The immediate urgency of the bills, O’Connor maintains, is that their passage will represent the only persuasive and decisive North American commitment on global warming when both Brown and President Obama go to Paris in November for the United Nations Climate Change Conference. The meeting has set the ambitious goal of reaching a legally binding and universal international agreement on climate.

Congressional Republicans have vowed to undermine that effort, leaving California as the nation’s sole hope to demonstrate to the rest of the world a U.S. willingness to take meaningful action.

“If California can’t do this,” O’Connor warns, “then the question is asked, Can it be done?
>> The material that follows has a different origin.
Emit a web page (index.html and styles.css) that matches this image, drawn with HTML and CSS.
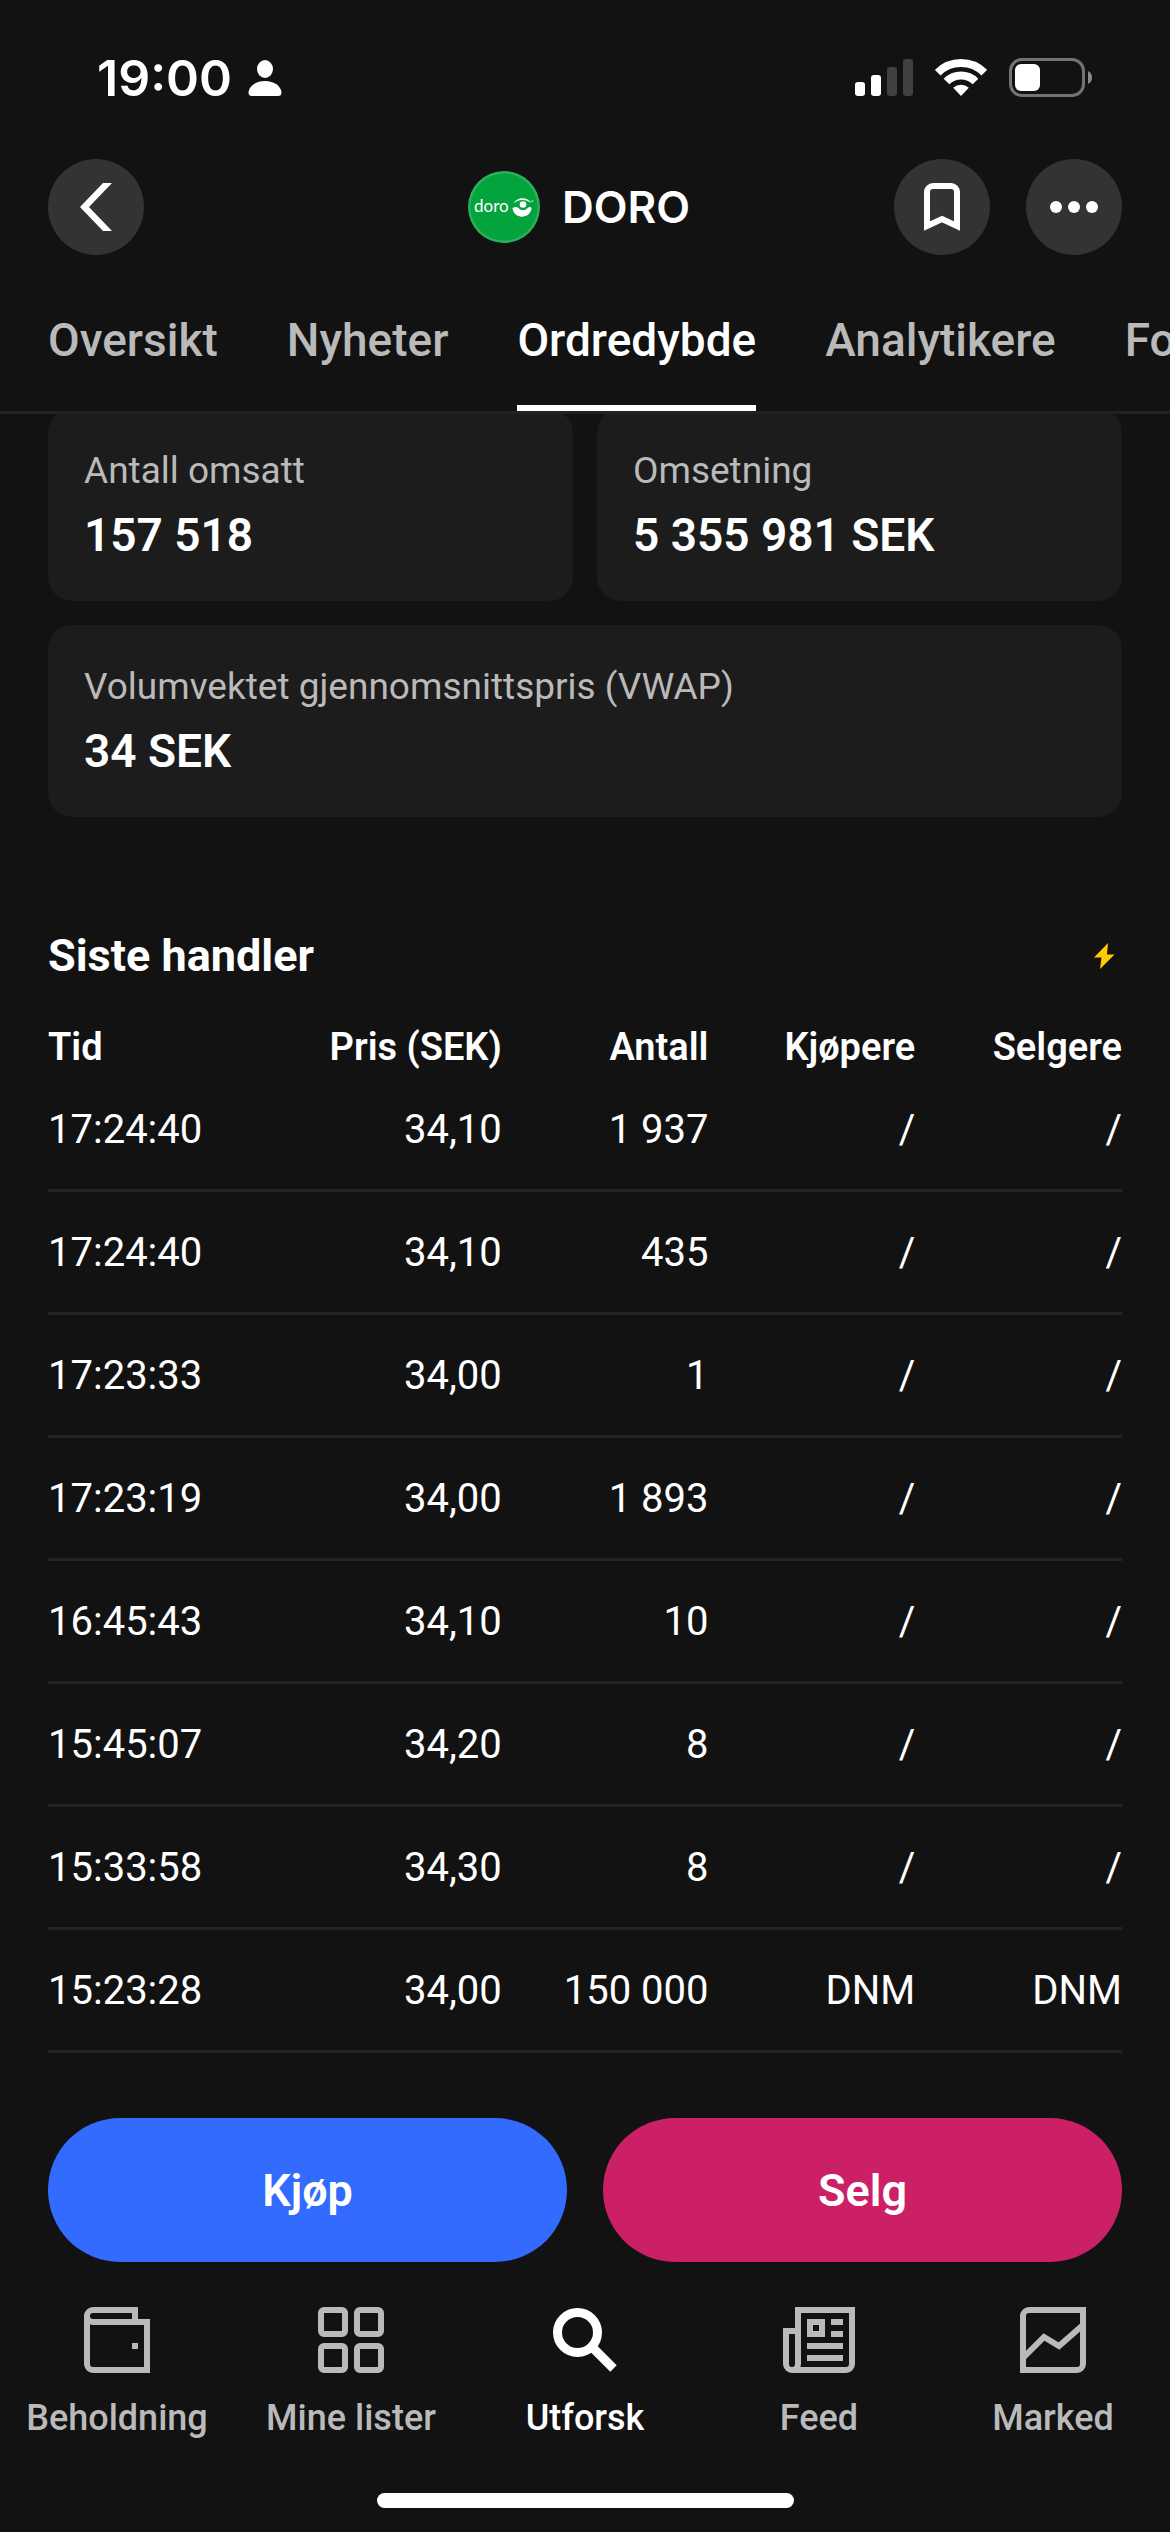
FILE: index.html
```html
<!DOCTYPE html>
<html lang="nb">

<head>
    <meta charset="UTF-8">
    <meta name="viewport" content="width=device-width, initial-scale=1.0">
    <title>DORO - Ordredybde</title>
    <link rel="stylesheet" href="styles.css">
</head>

<body>
    <div class="status">
        <div class="status-left">
            <span class="clock">19:00</span>
            <svg width="34" height="38" viewBox="0 0 34 38" fill="#fff">
                <ellipse cx="17" cy="10" rx="8" ry="9" />
                <path d="M4 37q-3.500 0-3.500-3.500C1 27 8 22 17 22s16 5 16.500 11.500q0 3.500-3.500 3.500z" />
            </svg>
        </div>
        <div class="status-right">
            <svg width="58" height="40" viewBox="0 0 58 40">
                <rect x="0" y="24" width="10" height="14" rx="3" fill="#fff" />
                <rect x="16" y="17" width="10" height="21" rx="3" fill="#fff" />
                <rect x="32" y="9" width="10" height="29" rx="3" fill="#414141" />
                <rect x="48" y="1" width="10" height="37" rx="3" fill="#414141" />
            </svg>
            <svg width="52" height="40" viewBox="0 0 52 40">
                <path d="M2.700 14.700a33 33 0 0 1 46.600 0M11.500 23.500a20.500 20.500 0 0 1 29 0" fill="none" stroke="#fff" stroke-width="8" />
                <path d="M26 38l-7.800-8.200a11.500 11.500 0 0 1 15.600 0z" fill="#fff" />
            </svg>
            <svg width="83" height="40" viewBox="0 0 83 40">
                <rect x="1.500" y="1.500" width="73" height="36" rx="11.500" fill="none" stroke="#737373" stroke-width="3" />
                <rect x="6" y="6" width="25" height="27" rx="6" fill="#fff" />
                <path d="M79 13q4 2 4 6.500t-4 6.500z" fill="#8a8a8a" />
            </svg>
        </div>
    </div>

    <header class="header">
        <div>
            <button class="round" aria-label="Tilbake">
                <svg width="48" height="48" viewBox="0 0 48 48" fill="#fff">
                    <path d="M31 0h9L17 24l23 24h-9L8 24z" />
                </svg>
            </button>
        </div>
        <div class="stock">
            <svg width="72" height="72" viewBox="0 0 72 72">
                <circle cx="36" cy="36" r="36" fill="#2bb05a" />
                <circle cx="36" cy="36" r="33.500" fill="#03a33d" />
                <text class="logo-text" x="6" y="41">doro</text>
                <path d="M45.500 32c4-6.500 14-6.500 18 0-3-1.500-5-3-9-3s-6 1.500-9 3z" fill="#fff" />
                <path d="M44.500 37c3-1.500 5-1 6.500.500 2 2 6 2 8 0 1.500-1.500 3-2 4.500-.500-1 11.500-18 11.500-19 0z" fill="#fff" />
                <circle cx="55" cy="33.500" r="3.300" fill="#fff" />
                <circle cx="64.300" cy="30" r=".8" fill="#fff" />
            </svg>
            <h1>DORO</h1>
        </div>
        <div class="actions">
            <button class="round" aria-label="Lagre">
                <svg width="48" height="48" viewBox="0 0 48 48" fill="none" stroke="#fff" stroke-width="6">
                    <path d="M9 43V9a6 6 0 0 1 6-6h18a6 6 0 0 1 6 6v34L24 36z" />
                </svg>
            </button>
            <button class="round" aria-label="Mer">
                <svg width="48" height="48" viewBox="0 0 48 48" fill="#fff">
                    <circle cx="6" cy="24" r="6" />
                    <circle cx="24" cy="24" r="6" />
                    <circle cx="42" cy="24" r="6" />
                </svg>
            </button>
        </div>
    </header>

    <nav class="tabs">
        <a href="#">Oversikt</a>
        <a href="#">Nyheter</a>
        <a href="#" class="active">Ordredybde</a>
        <a href="#">Analytikere</a>
        <a href="#">Forum</a>
    </nav>

    <main>
        <div class="cards">
            <div class="card">
                <p class="card-label">Antall omsatt</p>
                <p class="card-value">157 518</p>
            </div>
            <div class="card">
                <p class="card-label">Omsetning</p>
                <p class="card-value">5 355 981 SEK</p>
            </div>
            <div class="card wide">
                <p class="card-label">Volumvektet gjennomsnittspris (VWAP)</p>
                <p class="card-value">34 SEK</p>
            </div>
        </div>

        <div class="section-title">
            <h2>Siste handler</h2>
            <svg width="36" height="36" viewBox="0 0 36 36">
                <path d="M22 5L8 19.500h7.500L14 31l14.500-14.500H21z" fill="#ffcb05" />
            </svg>
        </div>

        <table class="trades">
            <thead>
                <tr>
                    <th class="time">Tid</th>
                    <th>Pris (SEK)</th>
                    <th>Antall</th>
                    <th>Kjøpere</th>
                    <th>Selgere</th>
                </tr>
            </thead>
            <tbody>
                <tr><td>17:24:40</td><td>34,10</td><td>1 937</td><td>/</td><td>/</td></tr>
                <tr><td>17:24:40</td><td>34,10</td><td>435</td><td>/</td><td>/</td></tr>
                <tr><td>17:23:33</td><td>34,00</td><td>1</td><td>/</td><td>/</td></tr>
                <tr><td>17:23:19</td><td>34,00</td><td>1 893</td><td>/</td><td>/</td></tr>
                <tr><td>16:45:43</td><td>34,10</td><td>10</td><td>/</td><td>/</td></tr>
                <tr><td>15:45:07</td><td>34,20</td><td>8</td><td>/</td><td>/</td></tr>
                <tr><td>15:33:58</td><td>34,30</td><td>8</td><td>/</td><td>/</td></tr>
                <tr><td>15:23:28</td><td>34,00</td><td>150 000</td><td>DNM</td><td>DNM</td></tr>
            </tbody>
        </table>
    </main>

    <footer>
        <div class="trade-buttons">
            <button class="buy">Kjøp</button>
            <button class="sell">Selg</button>
        </div>
        <nav class="menu">
            <a href="#">
                <svg width="72" height="72" viewBox="0 0 72 72">
                    <path d="M54 18V6H12a6 6 0 0 0 0 12M6 12v48a6 6 0 0 0 6 6h54V18H12" />
                    <rect class="fill" x="51" y="39" width="6" height="6" />
                </svg>
                Beholdning
            </a>
            <a href="#">
                <svg width="72" height="72" viewBox="0 0 72 72">
                    <rect x="6" y="6" width="24" height="24" rx="3" />
                    <rect x="42" y="6" width="24" height="24" rx="3" />
                    <rect x="6" y="42" width="24" height="24" rx="3" />
                    <rect x="42" y="42" width="24" height="24" rx="3" />
                </svg>
                Mine lister
            </a>
            <a href="#" class="active">
                <svg width="72" height="72" viewBox="0 0 72 72">
                    <circle cx="28.500" cy="28.500" r="20" />
                    <path d="M42 42l22.500 22.500" />
                </svg>
                Utforsk
            </a>
            <a href="#">
                <svg width="72" height="72" viewBox="0 0 72 72">
                    <path d="M15 60V6h54v54a6 6 0 0 1-6 6H9a6 6 0 0 1-6-6V27h12M15 60a6 6 0 0 1-6 6" />
                    <rect x="27" y="18" width="12" height="12" />
                    <path d="M48 18h12M48 30h12M24 42h36M24 54h36" />
                </svg>
                Feed
            </a>
            <a href="#">
                <svg width="72" height="72" viewBox="0 0 72 72">
                    <path d="M6 66V12a6 6 0 0 1 6-6h54v54a6 6 0 0 1-6 6z" />
                    <path d="M6 54l21-21 15 9 24-21" />
                </svg>
                Marked
            </a>
        </nav>
        <div class="home-bar"></div>
    </footer>
</body>

</html>
```

FILE: styles.css
```css
* {
    box-sizing: border-box;
}

body {
    margin: 0;
    min-height: 100vh;
    display: flex;
    flex-direction: column;
    overflow-x: hidden;
    background-color: #121212;
    color: #fff;
    font-family: Roboto, sans-serif;
    font-size: 40px;
    line-height: 48px;
}

h1,
h2,
p {
    margin: 0;
}

h1 {
    font-family: Inter, sans-serif;
    font-size: 44px;
    font-weight: 600;
    line-height: 60px;
}

h2 {
    font-size: 45px;
    line-height: 60px;
}

a {
    color: #bababa;
    text-decoration: none;
}

button {
    padding: 0;
    border: none;
    color: #fff;
    font-family: inherit;
    cursor: pointer;
}

svg {
    display: block;
}

/* status bar */
.status {
    display: flex;
    justify-content: space-between;
    align-items: center;
    padding: 48px 78px 0 97px;
}

.status-left {
    display: flex;
    align-items: center;
    gap: 16px;
}

.status-right {
    display: flex;
    align-items: center;
    gap: 22px;
}

.clock {
    font-family: Inter, sans-serif;
    font-size: 50px;
    font-weight: 600;
    line-height: 60px;
}

/* header */
.header {
    display: grid;
    grid-template-columns: 1fr auto 1fr;
    align-items: center;
    padding: 51px 48px 0;
}

.round {
    display: flex;
    align-items: center;
    justify-content: center;
    width: 96px;
    height: 96px;
    border-radius: 50%;
    background-color: #333;
}

.stock {
    display: flex;
    align-items: center;
    gap: 22px;
    padding-right: 12px;
}

.logo-text {
    fill: #fff;
    font-family: Lato, sans-serif;
    font-size: 17px;
}

.actions {
    display: flex;
    justify-content: flex-end;
    gap: 36px;
}

/* tabs */
.tabs {
    position: relative;
    z-index: 1;
    display: flex;
    gap: 69px;
    padding: 0 48px;
    overflow: hidden;
    border-bottom: 3px solid #222;
    background-color: #121212;
    font-size: 46px;
    font-weight: 500;
    line-height: 60px;
}

.tabs a {
    padding: 55px 0 35px;
    border-bottom: 6px solid transparent;
}

.tabs .active {
    color: #fff;
    border-color: #fff;
}

/* content, scrolled a little under the tabs */
main {
    flex: 1;
    margin-top: -5px;
    padding: 0 48px 60px;
}

.cards {
    display: grid;
    grid-template-columns: 1fr 1fr;
    gap: 24px;
}

.card {
    padding: 38px 36px 36px;
    border-radius: 24px;
    background-color: #1c1c1c;
}

.wide {
    grid-column: span 2;
}

.card-label {
    color: #bababa;
    font-size: 37px;
}

.card-value {
    margin-top: 10px;
    font-size: 46px;
    font-weight: 600;
    line-height: 60px;
}

.section-title {
    display: flex;
    justify-content: space-between;
    align-items: center;
    margin: 109px 0 39px;
}

.trades {
    width: 100%;
    table-layout: fixed;
    border-collapse: separate;
    border-spacing: 0;
}

.trades th,
.trades td {
    padding: 0;
    text-align: right;
    white-space: nowrap;
}

.trades th {
    width: 19.25%;
    font-size: 38px;
    font-weight: 600;
    line-height: 44px;
}

.trades th.time {
    width: 23%;
}

.trades th:first-child,
.trades td:first-child {
    text-align: left;
}

.trades td {
    padding: 37px 0 35px;
    border-bottom: 3px solid #242424;
}

/* bottom bar */
footer {
    position: sticky;
    bottom: 0;
    background-color: #121212;
}

.trade-buttons {
    display: grid;
    grid-template-columns: 1fr 1fr;
    gap: 36px;
    padding: 0 48px;
}

.trade-buttons button {
    height: 144px;
    border-radius: 72px;
    font-size: 45px;
    font-weight: 600;
}

.buy {
    background-color: #336bff;
}

.sell {
    background-color: #cc2066;
}

.menu {
    display: grid;
    grid-template-columns: repeat(5, 1fr);
    padding-top: 42px;
    font-size: 36px;
    font-weight: 500;
}

.menu a {
    display: flex;
    flex-direction: column;
    align-items: center;
    gap: 18px;
}

.menu .active {
    color: #fff;
}

.menu svg {
    fill: none;
    stroke: currentColor;
    stroke-width: 6px;
}

.menu .fill {
    fill: currentColor;
    stroke: none;
}

.menu .active svg {
    stroke-width: 9px;
}

.home-bar {
    width: 36%;
    max-width: 417px;
    height: 15px;
    margin: 51px auto 24px;
    border-radius: 8px;
    background-color: #fff;
}
```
And going into Paris and going to these negotiations, it is so important that California has a strong voice at the table. How will it be viewed if the legislature and the governor can’t make it happen here?”

“These bills alone are not the end of the story,” Phillips adds. “We’re going to have to do a lot. We need to transition the world — not just California — away from fossil fuels. This is a very important vote substance-wise, but it’s also a very important vote symbolically. And if you’re voting no on this, then you’re on the wrong side of history.”